Developing a Speech Interface for use in Assistive Service Robots.
This research was conducted as part of my engineering masters program and the continuation of work begun during a summer internship.
The focus of this research was to develop a direct speech classifier.
This is module that distinguishes between speech directed at the robot and other environmental noises.
The worlds ageing population is increasing at a dramatic rate....

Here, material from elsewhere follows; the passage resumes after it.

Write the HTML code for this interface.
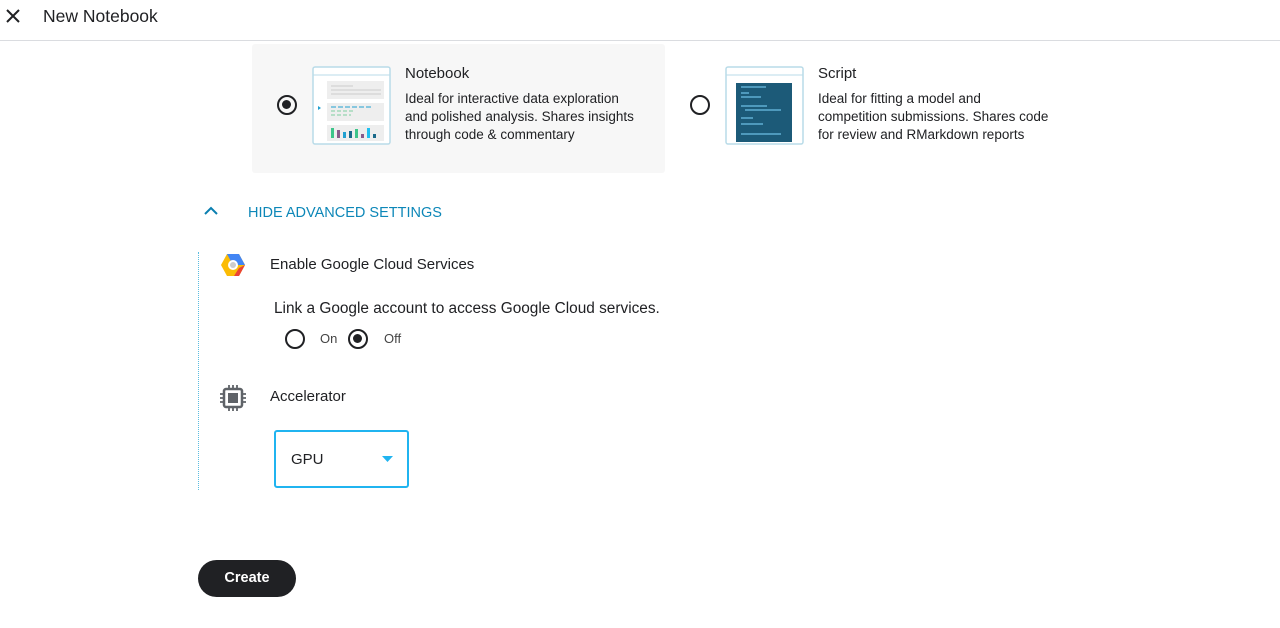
<!DOCTYPE html>
<html><head><style>
body{margin:0;width:1280px;height:628px;background:#fff;font-family:"Liberation Sans",sans-serif;color:#202124;position:relative;overflow:hidden}
.a{position:absolute}
.radio{position:absolute;width:18px;height:18px;border:2px solid #202124;border-radius:50%;box-sizing:border-box}
.radio.on::after{content:"";position:absolute;left:3px;top:3px;width:9px;height:9px;border-radius:50%;background:#202124}
.t{font-size:13.5px;line-height:18px;color:#202124}
</style></head><body>
<div class="a" style="left:0;top:40px;width:1280px;height:1px;background:#dadce0"></div>
<svg class="a" style="left:5px;top:8px" width="16" height="16"><path d="M2 2L14 14M14 2L2 14" stroke="#202124" stroke-width="2"/></svg>
<div class="a" style="left:43px;top:6px;font-size:17.5px">New Notebook</div>

<div class="a" style="left:252px;top:44px;width:413px;height:129px;background:#f7f7f7;border-radius:3px"></div>
<div class="radio on" style="left:277px;top:95px;width:20px;height:20px;border-width:2.5px"></div>
<svg class="a" style="left:312px;top:66px" width="80" height="80">
<rect x="1" y="1" width="77" height="77" rx="2" fill="#fff" stroke="#b9dbe8" stroke-width="1.5"/>
<line x1="1" y1="9" x2="78" y2="9" stroke="#b9dbe8"/>
<rect x="15" y="15" width="57" height="18" fill="#eee"/><rect x="15" y="37" width="57" height="18" fill="#eee"/><rect x="15" y="59" width="57" height="16" fill="#eee"/>
<path d="M19 20h22M19 24h50M19 28h50" stroke="#ccc"/><path d="M19 41h42" stroke="#20a0d0" stroke-dasharray="5 2"/><path d="M19 45h22M19 49h20" stroke="#7fcfa0" stroke-dasharray="4 2"/>
<path d="M6 40l3 2-3 2z" fill="#20a0d0"/>
<rect x="19" y="62" width="3" height="10" fill="#3ec48a"/><rect x="25" y="64" width="3" height="8" fill="#8a5a8a"/><rect x="31" y="66" width="3" height="6" fill="#20a0d0"/><rect x="37" y="65" width="3" height="7" fill="#1a6a8a"/><rect x="43" y="63" width="3" height="9" fill="#3ec48a"/><rect x="49" y="68" width="3" height="4" fill="#8a5a8a"/><rect x="55" y="62" width="3" height="10" fill="#20c0f0"/><rect x="61" y="68" width="3" height="4" fill="#1a6a8a"/>
</svg>
<div class="a" style="left:405px;top:65px;font-size:15px">Notebook</div>
<div class="a t" style="left:405px;top:90px">Ideal for interactive data exploration<br>and polished analysis. Shares insights<br>through code &amp; commentary</div>

<div class="radio" style="left:690px;top:95px;width:20px;height:20px;border-width:2px"></div>
<svg class="a" style="left:725px;top:66px" width="80" height="80">
<rect x="1" y="1" width="77" height="77" rx="2" fill="#fff" stroke="#b9dbe8" stroke-width="1.5"/>
<line x1="1" y1="9" x2="78" y2="9" stroke="#b9dbe8"/>
<rect x="11" y="17" width="56" height="59" fill="#1c5a78"/>
<path d="M16 21h25M16 27h8M16 31h20M16 40h26M20 44h36M16 52h12M16 58h22M16 68h40" stroke="#7fd8ff" stroke-width="1"/>
</svg>
<div class="a" style="left:818px;top:65px;font-size:15px">Script</div>
<div class="a t" style="left:818px;top:90px">Ideal for fitting a model and<br>competition submissions. Shares code<br>for review and RMarkdown reports</div>

<svg class="a" style="left:203px;top:206px" width="16" height="10"><path d="M2 8l6-6 6 6" fill="none" stroke="#0a7fb0" stroke-width="2"/></svg>
<div class="a" style="left:248px;top:205px;font-size:14.5px;color:#0d87b8">HIDE ADVANCED SETTINGS</div>
<div class="a" style="left:198px;top:252px;height:238px;border-left:1px dotted #5bbde0"></div>

<svg class="a" style="left:220px;top:253px" width="26" height="24" viewBox="0 0 26 24">
<path d="M7 1h12l6 11-6 11H7L1 12z" fill="#fbbc05"/><path d="M7 1h12l6 11H13z" fill="#4285f4"/><path d="M25 12l-6 11H14l5-8z" fill="#ea4335"/>
<circle cx="13" cy="12" r="5" fill="#fff"/><circle cx="13" cy="12" r="3" fill="#ccc"/>
</svg>
<div class="a" style="left:270px;top:256px;font-size:15px">Enable Google Cloud Services</div>
<div class="a" style="left:274px;top:300px;font-size:15.4px">Link a Google account to access Google Cloud services.</div>
<div class="radio" style="left:285px;top:329px;width:20px;height:20px"></div>
<div class="a" style="left:320px;top:331px;font-size:13px;color:#444">On</div>
<div class="radio on" style="left:348px;top:329px;width:20px;height:20px;border-width:2.5px"></div>
<div class="a" style="left:384px;top:331px;font-size:13px;color:#444">Off</div>

<svg class="a" style="left:220px;top:385px" width="26" height="26" viewBox="0 0 26 26">
<rect x="4" y="4" width="18" height="18" rx="2" fill="none" stroke="#5f6368" stroke-width="2.5"/><rect x="8" y="8" width="10" height="10" fill="#5f6368"/>
<path d="M9 0v4M13 0v4M17 0v4M9 22v4M13 22v4M17 22v4M0 9h4M0 13h4M0 17h4M22 9h4M22 13h4M22 17h4" stroke="#5f6368" stroke-width="1.8"/>
</svg>
<div class="a" style="left:270px;top:388px;font-size:15px">Accelerator</div>
<div class="a" style="left:274px;top:430px;width:135px;height:58px;border:2px solid #20b4f0;border-radius:3px;box-sizing:border-box"></div>
<div class="a" style="left:291px;top:451px;font-size:15px">GPU</div>
<svg class="a" style="left:382px;top:456px" width="12" height="6"><path d="M0 0h11L5.5 6z" fill="#20b4f0"/></svg>

<div class="a" style="left:198px;top:560px;width:98px;height:37px;background:#202124;border-radius:19px;color:#fff;font-weight:bold;font-size:14.5px;line-height:37px;text-align:center">Create</div>
</body></html>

With the expected increase in the number of people over the age of 65, comes a need for more facilities to assist them in living independent lives. The current model of the care industry is not equipped to handle the impending surge in demand, so the sector is crying out for innovation. Assistive service robots may be part of the solution to this problem. There needs to be a way of controlling these devices and given the target users, voice control would appear the best option for a control interface.
Speech Processing.
The first thing that needed to be decided on was a metric to judge the sound samples on. Through an extensive literature multiple speech properties were examined and compared until finally I settled on using Mel Frequency Spectrograms. It seemed like the perfect choice as the mel scale aplfies frequencies associated with human voice and the image based nature of the spectrogram made for easy integration into the CNN. Audio clips would be fed into a script to split the audio files in 4 second chunks.This strayed from the norm as sounds are usually analyzed in much shorter windows ( < 250ms). However I wasn't interested in the content of the speech (i.e exactly what someone was saying), just in the presence of speech in a sample so I did not need the same level of fidelity. Then each clip was converted from a wav file to a Mel Spectrogram using the Librosa library for Python.
Creating the Dataset.
One major issue I found with previous research into speech classification with the size and quality of the datasets used. A lot of speech recognition models are trained on relatively small, clean datasets in laboratory condition. While this can be great for proof of concept, my research was more focused on on creating something to be used in a real-world setting therefore creating my own database was an essential part of the process. I used subsets of Google's AudioSet and the UrbanSound8K dataset along with field recordings in order to try and create a robust recognition model. Podcasts , Audiobooks and actual recordings of one sided conversations were used for the samples of direct speech. Ambient sounds such as kitchen noises, field recording of libraries ,cafes and hallways and other environmental sounds clips were used as the non speech classes. I also mixed speech and non speech samples together to varying degrees in order to discourage the model from overfitting to the training data. The dataset consisited of 20 hours of audio files, 10 hours of speech (50/50 male/female voices) and 10 hours of environmental noise (30% included some level of background coversation).
Model Devlopment.
First step in model development was choosing a suitable benchmark. Since using CNN’s for speech classification was a relatively novel approach at the time there weren't many existing models that I could use freely for my research. Therefore I chose to split the benchmarking process into two sections; the application and the technology. The WebRTC VAD (voice activity detection) algorithm was chosen as the benchmark mark for my models performance at completing its classification task. The WebRTC model is considered one of the gold standards in Voice Activity Detection so it was an obvious choice to compare against.However it runs off completely different input parameters and uses a statistically model rather than and a neural network therefore I would have have to chose another model for comparison to see how well it was implemented. I chose both the ResNet 50 and VGG 19 for this purpose as they are well established open sourced image classification models . Using transfer learning I was able to adjust the model weights to fit my purpose using my new dataset. The custom convolutional neural network that was developed as part of this research combined the strived to both be light weight, like the WebRTC, so it could be used on smaller embedded systems but still mretain some of the powerful pattern recogniton adapibilty of the CNNs.
Testing and Analysis.
For the testing the dataset was given a 70/20/10 split. 70% being used model training, 20% for validation and the remaining 10% remaining unseen by the model to ensure fair testing. Each model also was put through 3 classification tasks Binary(Speech/NonSpeech) 3 Class with added the background speech class and 6 Class in which the background noise was broken up into several subsections. The models computation time was also recorded. The models precision and recall were used as points of comparison. Precision being how many many times it correctly identified a sample and recall describing how well it could recognise a particular class. Both were then combined to get a full picture of each models accuracy. The neural networks were further dissected with layer activation information being extracted. This could allowed me to take a peek under the hood of these neural networks and get an idea of what patterns and feature were causing each layer to activate ,thus how the model was making its classification decisions.